On la sentait venir, l’éclosion de Laure Calamy au plus haut niveau des actrices françaises. Depuis une dizaine d’années, assumant sans complexes une carrière de cinéma sur le tard, elle a collectionné les seconds rôles, les illuminant de son sourire ensoleillé et de son tempérament explosif, en particulier dans Victoria, Ava, Sibyl, et surtout gagnant une popularité monstrueuse grâce au rôle de Noémie, la petite secrétaire adultère mais fleur bleue de la série Dix pour Cent. L’éclosion devait fatalement arriver. C’est chose faite maintenant par Antoinette dans les Cévennes, parfait véhicule d’accession à la pleine lumière pour Laure Calamy, sa nature solaire, sa singularité étincelante et son optimisme à toute épreuve.

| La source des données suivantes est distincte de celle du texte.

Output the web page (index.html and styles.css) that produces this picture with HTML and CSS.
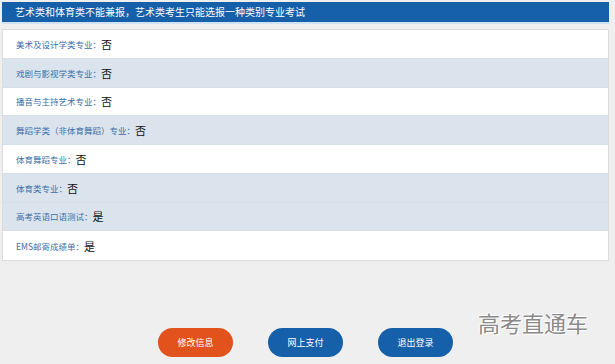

Antoinette dans les Cévennes, parfait véhicule d’accession à la pleine lumière pour Laure Calamy, sa nature solaire, sa singularité étincelante et son optimisme à toute épreuve.
Antoinette, petite institutrice sexy, rêve de partir en vacances avec son amant Vladimir, homme pourtant marié. Pour les vacances d’été, il décide finalement de partir avec sa femme et sa fille en randonnée dans les Cévennes. Antoinette ne se décourage pas et part au même endroit, retrouvant dans un premier temps en guise de Vladimir, un âne, Patrick, qui sera son grand compagnon pour les vacances…
Du fait de la nature enthousiaste de son personnage principal, Antoinette dans les Cévennes relève du feel-good movie. Antoinette, petit bout de femme diablement sexy, ne doute de rien et se permet tout, comme clamer dès l’introduction du film son amour interdit par chanson interposée (Amoureuse de Véronique Sanson), interprétée par la chorale de sa classe, devant tous les parents d’élèves, y compris son amant adultérin, Vladimir, accompagné pour l’occasion de sa femme. Amoureuse, Antoinette croit l’être, mais malheureusement d’une personne qui ne la mérite pas. Or, si Antoinette dans les Cévennes n’est sans doute pas un film exceptionnel, il brille incontestablement par sa singularité, sorte de rencontre improbable entre Le Rayon vert (on y croise Marie Rivière) et Rio Bravo (on y entend la fameuse chanson de Dean Martin). Car Antoinette ne sait pas qu’elle est seule, le film masquant cet état de fait par son tandem comique avec un âne joliment prénommé Patrick (Bruel s’en souviendra). Mais elle l’est incontestablement, se croyant amoureuse d’un type pour qui elle ne représente pas grand’chose. Tout comme Delphine du Rayon vert, elle est en fait à la recherche du grand amour mais croit l’avoir déjà trouvé alors qu’il s’agit d’un leurre. Elle tombera ensuite dans les bras d’un motard lors d’une relation sans conséquence, avant que Patrick ne lui désigne enfin la bonne solution. On peut donc déchiffrer Antoinette dans les Cévennes comme une relecture ensoleillée et rurale du Rayon vert d’Eric Rohmer, un western champêtre dépourvu d’antagoniste, hormis un âne parfois récalcitrant, à la grande différence que Antoinette se révèle assez libre sexuellement parlant et qu’elle n’imagine pas un seul instant pâtir de sa solitude intrinsèque.
Mais si Antoinette dans les Cévennes, feel-good movie sans prétention, reste dans les mémoires, c’est non par la singularité de sa mise en scène (Caroline Vignal effectue un travail de bonne facture sage et classique) mais par celle de son projet, filmant pour l’essentiel une femme et son âne dans le paysage majestueux et éminemment cinématographique des Cévennes. C’est aussi et surtout un festival Laure Calamy qui se trouve dans toutes les scènes, irradiant de sa bonté naturelle, de son optimisme indécrottable, ne doutant jamais de sa bonne étoile. C’est sans doute pour elle, et son bain de bienveillance, que les spectateurs se sont déplacés et continuent à le faire, dans le contexte dramatique que nous vivons, faisant de Antoinette dans les Cévennes, le plus grand succès au cinéma en France, derrière Tenet de Christopher Nolan. Un bain de fraîcheur, un parfait antidote en pleine nature, – une nature cette fois-ci accueillante et bienfaisante- à la morosité actuelle.